* Set problem *
Copy exactly the block of lines between the one containing "The picture is" and the one containing "IoCube, IoFileTrayStackedOutline, IoSearchOutline", inclusive.

* Dataset extract *
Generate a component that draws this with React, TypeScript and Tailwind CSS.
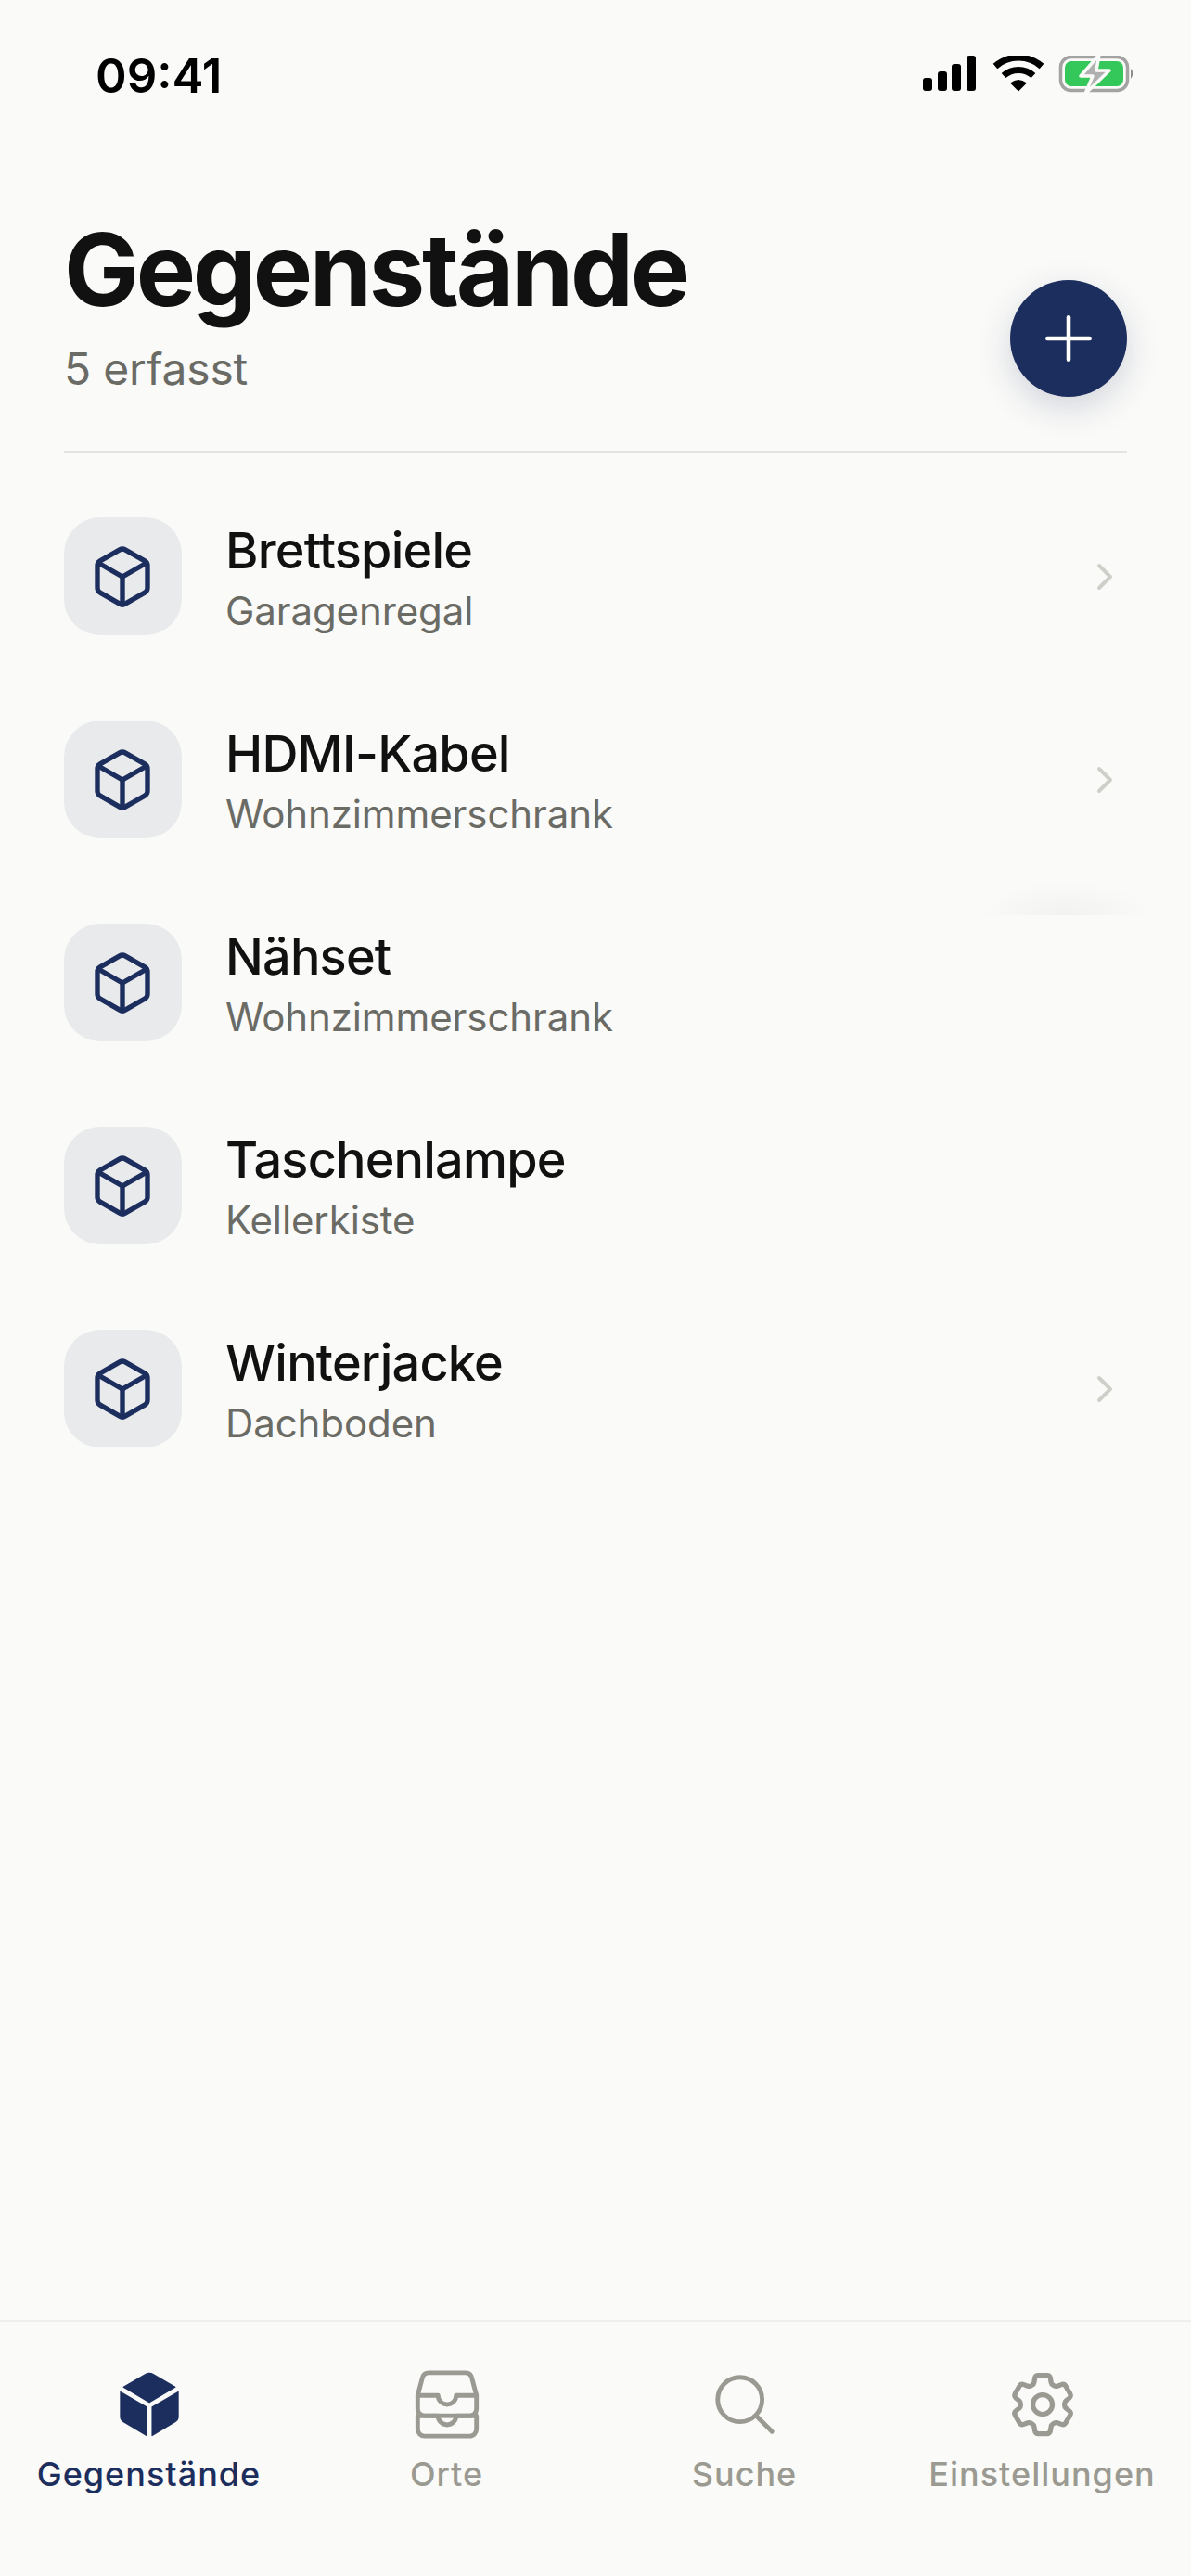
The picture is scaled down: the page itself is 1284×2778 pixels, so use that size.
import { Box, ChevronRight, Plus } from "lucide-react";
import { HiOutlineCog6Tooth } from "react-icons/hi2";
import { IoCube, IoFileTrayStackedOutline, IoSearchOutline } from "react-icons/io5";

const items = [
  { name: "Brettspiele", place: "Garagenregal", chevron: true },
  { name: "HDMI-Kabel", place: "Wohnzimmerschrank", chevron: true },
  { name: "Nähset", place: "Wohnzimmerschrank", chevron: false },
  { name: "Taschenlampe", place: "Kellerkiste", chevron: false },
  { name: "Winterjacke", place: "Dachboden", chevron: true },
];

const StatusIcons = () => (
  <div className="flex items-center pb-[8px]">
    <svg width="234" height="44" viewBox="0 0 234 44" fill="none">
      <rect x="0" y="24" width="10" height="14" rx="3" fill="#000" />
      <rect x="16" y="17" width="10" height="21" rx="3" fill="#000" />
      <rect x="31" y="9" width="10" height="29" rx="3" fill="#000" />
      <rect x="47" y="0" width="10" height="38" rx="3" fill="#000" />
      <path d="M78 11.5a38 38 0 0 1 50 0" stroke="#000" strokeWidth="7" strokeLinecap="butt" />
      <path d="M87 21.5a24 24 0 0 1 32 0" stroke="#000" strokeWidth="7" />
      <path d="M94 29.5q9-7 18 0L103 38.5Z" fill="#000" />
      <rect x="148.5" y="1.5" width="72" height="36" rx="11" stroke="#a3a3a3" strokeWidth="3.5" />
      <rect x="153" y="6" width="63" height="27" rx="7" fill="#34c759" />
      <path d="M224 14q5 5 0 11Z" fill="#8e8e8e" />
      <path d="M190 -1 L170 22H183L175 41L201 16H187Z" fill="#b0b0b0" stroke="#fafaf8" strokeWidth="3.5" strokeLinejoin="round" />
    </svg>
  </div>
);

const App = () => {
  return (
    <div className="relative flex h-[2778px] w-[1284px] flex-col overflow-hidden bg-[#fafaf8] font-['Inter',sans-serif]">
      <div className="flex h-[112px] items-end justify-between pl-[103px] pr-[55px]">
        <span className="text-[51px] leading-[60px] font-semibold text-black">09:41</span>
        <StatusIcons />
      </div>

      <div className="mx-[69px] mt-[118px] flex items-end justify-between border-b-[3px] border-[#e4e4e0] pb-[58px]">
        <div>
          <h1 className="text-[108px] leading-[122px] font-bold tracking-[-3.3px] text-[#111111]">Gegenstände</h1>
          <p className="mt-[16px] text-[48px] leading-[60px] tracking-[-0.2px] text-[#6b6b66]">5 erfasst</p>
        </div>
        <button className="flex h-[126px] w-[126px] items-center justify-center rounded-full bg-[#1c2e5e] shadow-[0_12px_36px_rgba(28,46,94,0.18)]">
          <Plus size={78} strokeWidth={1.4} className="text-white" />
        </button>
      </div>

      <div className="mx-[69px] mt-[69px] flex flex-col gap-[92px]">
        {items.map((item) => (
          <div key={item.name} className="flex h-[127px] items-center">
            <div className="flex h-[127px] w-[127px] items-center justify-center rounded-[39px] bg-[#e9eaec] pr-[2px]">
              <Box size={72} strokeWidth={1.8} className="text-[#1c2e5e]" />
            </div>
            <div className="ml-[47px] flex-1 pt-[6px]">
              <p className="text-[54px] leading-[66px] font-medium tracking-[-0.8px] text-[#111111]">{item.name}</p>
              <p className="mt-[2px] text-[42px] leading-[60px] tracking-[-0.1px] text-[#6b6b66]">{item.place}</p>
            </div>
            {item.chevron && <ChevronRight size={48} strokeWidth={2} className="text-[#cfcfca]" />}
          </div>
        ))}
      </div>

      <div className="absolute top-[950px] right-[40px] h-[37px] w-[190px] bg-[radial-gradient(ellipse_at_bottom,#f2f2f0,transparent_70%)]" />

      <nav className="mt-auto grid h-[276px] grid-cols-4 border-t-[2px] border-[#efefeb] pt-[44px]">
        <div className="flex flex-col items-center">
          <div className="flex h-[90px] items-center justify-center">
            <IoCube size={78} className="text-[#1c2e5e]" />
          </div>
          <span className="mt-[7px] text-[36px] leading-[46px] font-medium tracking-[1px] text-[#1c2e5e]">Gegenstände</span>
        </div>
        <div className="flex flex-col items-center">
          <div className="flex h-[90px] items-center justify-center">
            <IoFileTrayStackedOutline size={78} className="text-[#9a9a92]" />
          </div>
          <span className="mt-[7px] text-[36px] leading-[46px] font-medium tracking-[1px] text-[#9a9a92]">Orte</span>
        </div>
        <div className="flex flex-col items-center">
          <div className="flex h-[90px] items-center justify-center">
            <IoSearchOutline size={78} className="text-[#9a9a92]" />
          </div>
          <span className="mt-[7px] text-[36px] leading-[46px] font-medium tracking-[1px] text-[#9a9a92]">Suche</span>
        </div>
        <div className="flex flex-col items-center">
          <div className="flex h-[90px] items-center justify-center">
            <HiOutlineCog6Tooth size={84} className="text-[#9a9a92]" />
          </div>
          <span className="mt-[7px] text-[36px] leading-[46px] font-medium tracking-[1px] text-[#9a9a92]">Einstellungen</span>
        </div>
      </nav>
    </div>
  );
};

export default App;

* Correct answer *
The picture is scaled down: the page itself is 1284×2778 pixels, so use that size.
import { Box, ChevronRight, Plus } from "lucide-react";
import { HiOutlineCog6Tooth } from "react-icons/hi2";
import { IoCube, IoFileTrayStackedOutline, IoSearchOutline } from "react-icons/io5";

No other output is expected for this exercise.